As of July 19, 2022, BBC and the Met Office reported the first red warning in the U.K at 40°C. According to the BBC, Coningsby in Lincolnshire recorded a temperature of 40.3°C. Previously, over 34 locations had exceeded the U.K.'s previous highest-temperature record of 38.7°C in 2019. "There is a 70 percent chance of maximum temperatures over 40°C in isolated parts of the U.K. for the start of next week. Mid to high, 30s°C will be seen more widely with a 95 percent chance we will exceed the current record," the Met Office stated on July 15.
The U.K. has witnessed heatwaves in the past two decades; however, it is does not mean that these temperatures are normal for summers. The BBC quoted the Intergovernmental Panel on Climate Change (IPCC), which had said, "we're living in the hottest period for 125,000 years." According to the IPCC, the cause of these extreme weather conditions is excess use of fossil fuels and global warming.

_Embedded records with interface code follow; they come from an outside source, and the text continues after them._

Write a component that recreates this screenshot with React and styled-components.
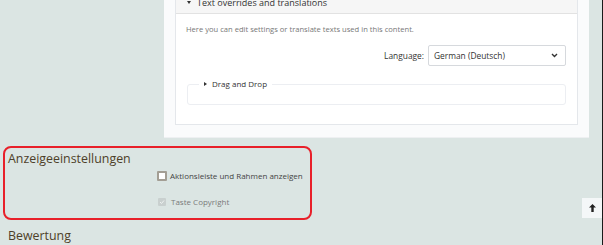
import React from "react";
import styled, { createGlobalStyle } from "styled-components";

const GlobalStyle = createGlobalStyle`
  html, body {
    margin: 0;
    padding: 0;
    background: #dbe5e3;
    font-family: "Open Sans", "Liberation Sans", sans-serif;
  }
`;

const Page = styled.div`
  width: 602px;
  height: 245px;
  overflow: hidden;
  border-right: 1px solid #1a1a1a;
  background: #dbe5e3;
`;

const TopRow = styled.div`
  display: flex;
  padding-left: 164px;
`;

const Panel = styled.div`
  width: 425px;
  background: #fafbfc;
  padding: 0 11px 12px 11px;
  box-sizing: border-box;
  margin-top: -9px;
  border-bottom: 1px solid #eef0f2;
`;

const Box = styled.div`
  background: #fff;
  border: 1px solid #e4e7eb;
  border-top: none;
`;

const BoxHeader = styled.div`
  height: 22px;
  display: flex;
  align-items: center;
  gap: 6px;
  padding-left: 11px;
  background: #f6f6f6;
  border-bottom: 1px solid #e2e2e2;
  font-size: 9px;
  color: #333;
`;

const Caret = styled.span`
  display: inline-block;
  width: 0;
  height: 0;
  border-left: ${(p) => (p.$right ? "3px solid #333" : "2.5px solid transparent")};
  border-right: ${(p) => (p.$right ? "none" : "2.5px solid transparent")};
  border-top: ${(p) => (p.$right ? "2.5px solid transparent" : "3px solid #333")};
  border-bottom: ${(p) => (p.$right ? "2.5px solid transparent" : "none")};
`;

const BoxBody = styled.div`
  padding: 10px 11px 19px 10px;
`;

const Hint = styled.div`
  font-size: 7.6px;
  color: #777;
  line-height: 11px;
`;

const LangRow = styled.div`
  display: flex;
  justify-content: flex-end;
  align-items: center;
  gap: 4px;
  margin-top: 10px;
  font-size: 8.4px;
  color: #333;
`;

const Select = styled.div`
  width: 138px;
  height: 21px;
  box-sizing: border-box;
  border: 1px solid #d6d9dd;
  border-radius: 2px;
  display: flex;
  align-items: center;
  justify-content: space-between;
  padding: 0 7px 0 5px;
  font-size: 8.4px;
  color: #333;
  background: #fff;
`;

const Fieldset = styled.fieldset`
  margin: 13px 0 0 1px;
  padding: 0;
  height: 26px;
  box-sizing: border-box;
  border: 1px solid #eceef2;
  border-radius: 3px;
  legend {
    margin-left: 11px;
    padding: 0 5px;
    display: flex;
    align-items: center;
    gap: 5px;
    font-size: 8px;
    color: #333;
    line-height: 10px;
  }
`;

const Settings = styled.section`
  margin: 8px 0 0 3px;
  width: 309px;
  height: 74px;
  box-sizing: border-box;
  border: 2px solid #e8202a;
  border-radius: 8px;
  padding: 0 0 0 3px;
`;

const SectionTitle = styled.div`
  font-size: 12.4px;
  color: #4e3f29;
  line-height: 16px;
  margin-top: ${(p) => p.$top || 0}px;
  padding-left: ${(p) => p.$indent || 0}px;
`;

const CheckRow = styled.label`
  display: flex;
  align-items: center;
  gap: 3px;
  margin-left: 149px;
  margin-top: ${(p) => p.$top}px;
  font-size: 8px;
  color: ${(p) => (p.$disabled ? "#7a7a7a" : "#444")};
  height: 11px;
`;

const Box9 = styled.span`
  width: 10px;
  height: 10px;
  box-sizing: border-box;
  border: 2px solid #a39e94;
  background: #fff;
  border-radius: 1px;
`;

const DisabledBox = styled.span`
  width: 8px;
  height: 8px;
  margin-left: 1px;
  margin-right: 2px;
  box-sizing: border-box;
  background: #c9d0cf;
  border-radius: 1px;
  display: flex;
  align-items: center;
  justify-content: center;
`;

const ToTop = styled.div`
  position: fixed;
  right: 1px;
  top: 198px;
  width: 20px;
  height: 20px;
  background: #f4f7f8;
  display: flex;
  align-items: center;
  justify-content: center;
`;

export default function App() {
  return (
    <Page>
      <GlobalStyle />
      <TopRow>
        <Panel>
          <Box>
            <BoxHeader>
              <Caret />
              <span>Text overrides and translations</span>
            </BoxHeader>
            <BoxBody>
              <Hint>Here you can edit settings or translate texts used in this content.</Hint>
              <LangRow>
                <span>Language:</span>
                <Select>
                  <span>German (Deutsch)</span>
                  <svg width="7" height="5" viewBox="0 0 7 5">
                    <path d="M1 1l2.5 2.5L6 1" fill="none" stroke="#333" strokeWidth="1.4" />
                  </svg>
                </Select>
              </LangRow>
              <Fieldset>
                <legend>
                  <Caret $right />
                  <span>Drag and Drop</span>
                </legend>
              </Fieldset>
            </BoxBody>
          </Box>
        </Panel>
      </TopRow>
      <Settings>
        <SectionTitle $top={3}>Anzeigeeinstellungen</SectionTitle>
        <CheckRow $top={3}>
          <Box9 />
          <span>Aktionsleiste und Rahmen anzeigen</span>
        </CheckRow>
        <CheckRow $top={15} $disabled>
          <DisabledBox>
            <svg width="6" height="6" viewBox="0 0 6 6">
              <path d="M1 3l1.5 1.5L5 1.5" fill="none" stroke="#eef2f1" strokeWidth="1" />
            </svg>
          </DisabledBox>
          <span>Taste Copyright</span>
        </CheckRow>
      </Settings>
      <SectionTitle $top={8} $indent={8}>Bewertung</SectionTitle>
      <ToTop>
        <svg width="9" height="10" viewBox="0 0 9 10">
          <path d="M4.5 1L1 4.6h2.3V9h2.4V4.6H8z" fill="#222" />
        </svg>
      </ToTop>
    </Page>
  );
}
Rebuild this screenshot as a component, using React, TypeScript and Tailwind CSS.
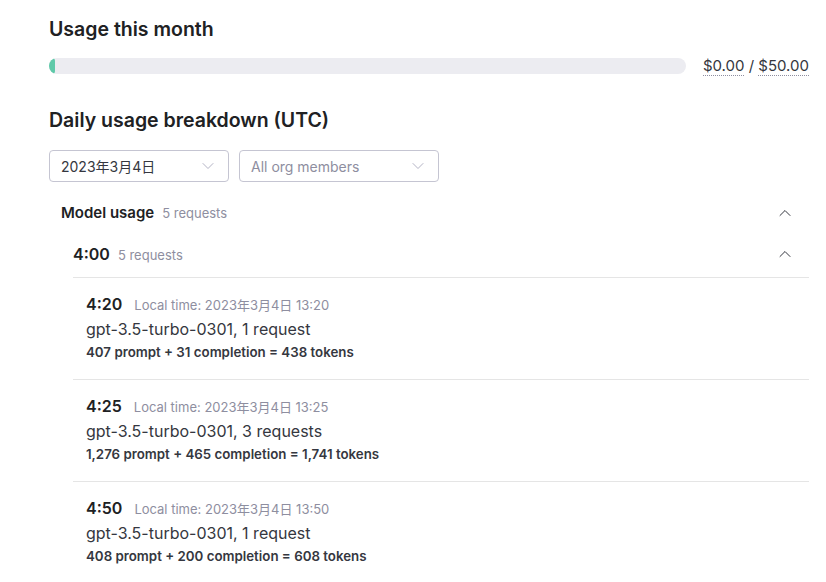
import { ChevronDown, ChevronUp } from "lucide-react"

const entries = [
  {
    time: "4:20",
    local: "2023年3月4日 13:20",
    model: "gpt-3.5-turbo-0301, 1 request",
    tokens: "407 prompt + 31 completion = 438 tokens",
  },
  {
    time: "4:25",
    local: "2023年3月4日 13:25",
    model: "gpt-3.5-turbo-0301, 3 requests",
    tokens: "1,276 prompt + 465 completion = 1,741 tokens",
  },
  {
    time: "4:50",
    local: "2023年3月4日 13:50",
    model: "gpt-3.5-turbo-0301, 1 request",
    tokens: "408 prompt + 200 completion = 608 tokens",
  },
]

function Select({ label, width, muted }: { label: string; width: string; muted?: boolean }) {
  return (
    <div
      className={`${width} h-[32px] flex items-center justify-between pl-[11px] pr-[10px] border border-[#c5c5d2] rounded-[4px] bg-white`}
    >
      <span className={`text-[14px] ${muted ? "text-[#8e8ea0]" : "text-[#353740]"}`}>{label}</span>
      <ChevronDown className="w-[20px] h-[20px] text-[#acacbe]" strokeWidth={1.1} />
    </div>
  )
}

export default function App() {
  return (
    <div
      className="w-[826px] h-[582px] bg-white overflow-hidden pl-[49px] pr-[17px] text-[#202123]"
      style={{ fontFamily: "Inter, 'Noto Sans CJK JP', sans-serif" }}
    >
      <h2 className="pt-[17px] text-[19.5px] leading-[24px] font-semibold">Usage this month</h2>

      <div className="mt-[15px] flex items-center">
        <div className="w-[637px] h-[16px] rounded-full bg-[#ececf1] overflow-hidden">
          <div className="w-[6px] h-full rounded-full bg-[#5fc9a9]" />
        </div>
        <div className="ml-auto text-[15px] text-[#353740] leading-[20px]">
          <span className="border-b border-dotted border-[#8e8ea0]">$0.00</span>
          <span> / </span>
          <span className="border-b border-dotted border-[#8e8ea0]">$50.00</span>
        </div>
      </div>

      <h2 className="mt-[32px] text-[19.5px] leading-[24px] font-semibold">Daily usage breakdown (UTC)</h2>

      <div className="mt-[18px] flex gap-[10px]">
        <Select label="2023年3月4日" width="w-[180px]" />
        <Select label="All org members" width="w-[200px]" muted />
      </div>

      <div className="mt-[20px] pl-[12px] pr-[14px] flex items-center justify-between h-[22px]">
        <div className="flex items-baseline gap-[8px]">
          <span className="text-[15px] font-semibold">Model usage</span>
          <span className="text-[13px] text-[#8e8ea0]">5 requests</span>
        </div>
        <ChevronUp className="w-[20px] h-[20px] text-[#353740]" strokeWidth={1.2} />
      </div>

      <div className="mt-[19px] ml-[24px] pr-[14px] flex items-center justify-between h-[22px]">
        <div className="flex items-baseline gap-[8px]">
          <span className="text-[16px] font-semibold">4:00</span>
          <span className="text-[13px] text-[#8e8ea0]">5 requests</span>
        </div>
        <ChevronUp className="w-[20px] h-[20px] text-[#353740]" strokeWidth={1.2} />
      </div>

      <div className="mt-[12px] ml-[24px] w-[736px]">
        {entries.map((e) => (
          <div key={e.time} className="border-t border-[#e5e5e5] pl-[13px] pt-[15px] h-[102px]">
            <div className="flex items-baseline gap-[12px]">
              <span className="text-[16px] font-semibold leading-[22px]">{e.time}</span>
              <span className="text-[13px] text-[#8e8ea0]">Local time: {e.local}</span>
            </div>
            <div className="mt-[2px] text-[16px] leading-[22px] text-[#353740]">{e.model}</div>
            <div className="mt-[3px] text-[13.3px] font-semibold leading-[18px] text-[#353740]">{e.tokens}</div>
          </div>
        ))}
      </div>
    </div>
  )
}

The mainstream media reporting these figures are not trying to push a "green agenda." Several conspiracy theories, such as the government controlling weather forecasts and how weather temperatures have not changed in a decade, have been made regarding climate change in the past few years. Various media outlets and fact-checking organizations have debunked these conspiracy theories repeatedly.
Although the U.K. has experienced heatwaves in the past decade, the current heatwave has witnessed the highest temperatures taking the mercury over 40°C. BBC did not use the same forecast from 2003 to report on the current heatwave. Hence, we have marked this claim false.